The following day, en route to Santa Rosa, I stopped briefly to gawk at the Redwoods, where it occurred to me that without government regulations, all of the large groves would eventually disappear into lumber for our decks. Isn’t it the responsibility of government to reign in the self-serving urges of private (and corporate) interests, who have a long history of profiting from plundering the planet while leaving the REAL cost of repairing their damage to all of us? It may be a stretch, but so it is with health care.

The for-profit private health insurance industry spends a lot of money dividing us into risk pools: Medicare, Medicaid (Medi-Cal), the Vets, Employees of large/small companies, and Individuals with/without previous medical conditions. Using taxpayer subsidies, they profit from being the middle man in the care of those who are least expensive, while the government (that would be the taxpayer) pays for the care of those who are most expensive … the old, the sick, and the disabled. The taxpayer gets screwed again while corporations manipulate the political process thereby ensuring their continued profits.

By simply putting everybody in the same risk pool, we could save a substantial amount of money which would give us more resources to care for everybody. Who administers the risk pool? That would be the single payer. The government. Can we trust them to do it? Wait, wait. “Them” is “we.” We trust the government to run the post office, we have cheapest postal rates in the world, and they never lose a package. The VA Health System gets better results that the community, has high patient satisfaction, and does so at less cost. Virtually every other developed country of the world has some form of “single risk pool”… and they get better results at half the cost.
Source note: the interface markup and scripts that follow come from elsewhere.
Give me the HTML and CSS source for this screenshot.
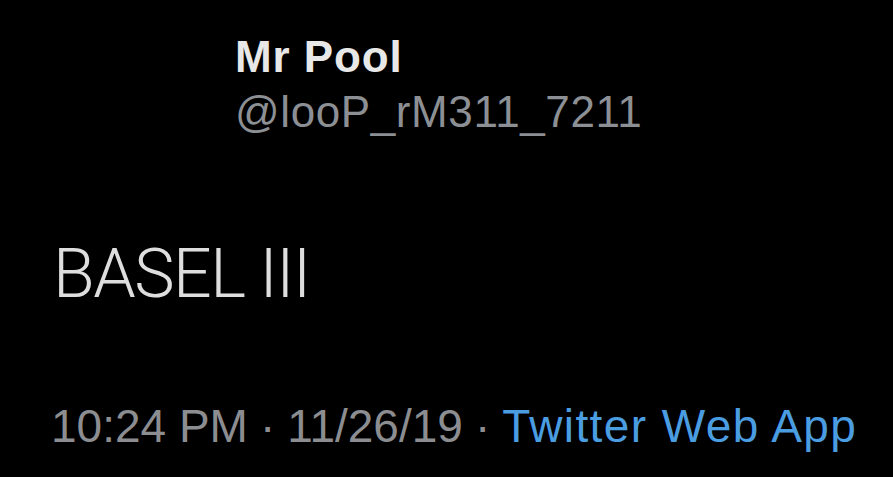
FILE: index.html
```html
<!DOCTYPE html>
<html lang="en">
<head>
<meta charset="utf-8">
<title>Tweet</title>
<link rel="stylesheet" href="styles.css">
</head>
<body>
<main class="tweet">
  <header class="author">
    <div class="name">Mr Pool</div>
    <div class="handle">@looP_rM311_7211</div>
  </header>
  <p class="text">BASEL III</p>
  <footer class="meta">
    <span class="time">10:24 PM</span>
    <span class="sep">·</span>
    <span class="date">11/26/19</span>
    <span class="sep">·</span>
    <span class="source">Twitter Web App</span>
  </footer>
</main>
</body>
</html>
```
FILE: styles.css
```css
html, body {
  margin: 0;
  padding: 0;
  background: #000;
  width: 893px;
  height: 477px;
  overflow: hidden;
}
.tweet {
  display: flex;
  flex-direction: column;
  padding: 35px 0 0 51px;
  font-family: "Liberation Sans", Arial, sans-serif;
}
.author {
  display: flex;
  flex-direction: column;
  gap: 11px;
  padding-left: 184px;
}
.name {
  font-weight: 700;
  font-size: 44px;
  line-height: 44px;
  letter-spacing: 0.9px;
  color: #e8e8e8;
}
.handle {
  font-size: 44px;
  line-height: 44px;
  letter-spacing: 0.6px;
  color: #8c8f94;
}
.text {
  margin: 106px 0 0 2px;
  font-family: Roboto, "Liberation Sans", sans-serif;
  font-weight: 300;
  font-size: 68px;
  line-height: 68px;
  letter-spacing: -1.5px;
  color: #dedede;
}
.meta {
  margin-top: 95px;
  display: flex;
  gap: 12px;
  font-size: 46px;
  line-height: 46px;
  color: #8c8d91;
  white-space: nowrap;
}
.source {
  color: #4b9de2;
  letter-spacing: 1.4px;
}
```
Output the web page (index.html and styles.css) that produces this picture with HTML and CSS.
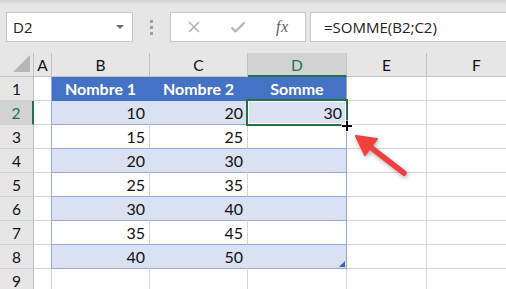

In the meantime, United Health Care spends “our” money on very slick, expensive television ads try to convince you they are more concerned about YOU than their profits.

Back to my friends, throughout the (late) evening, we laughed, listened, agreed to disagree, caught up on family stuff and looked forward to our next opportunity to verbally spar, while sharing our friendship. Respectful conversations with those who don’t yet share our insights are crucial to the “cause” of single payer. Don’t be afraid to talk to those who aren’t already part of the choir. Are we going to change their minds? Probably not in the short run, but we’ll have fun trying.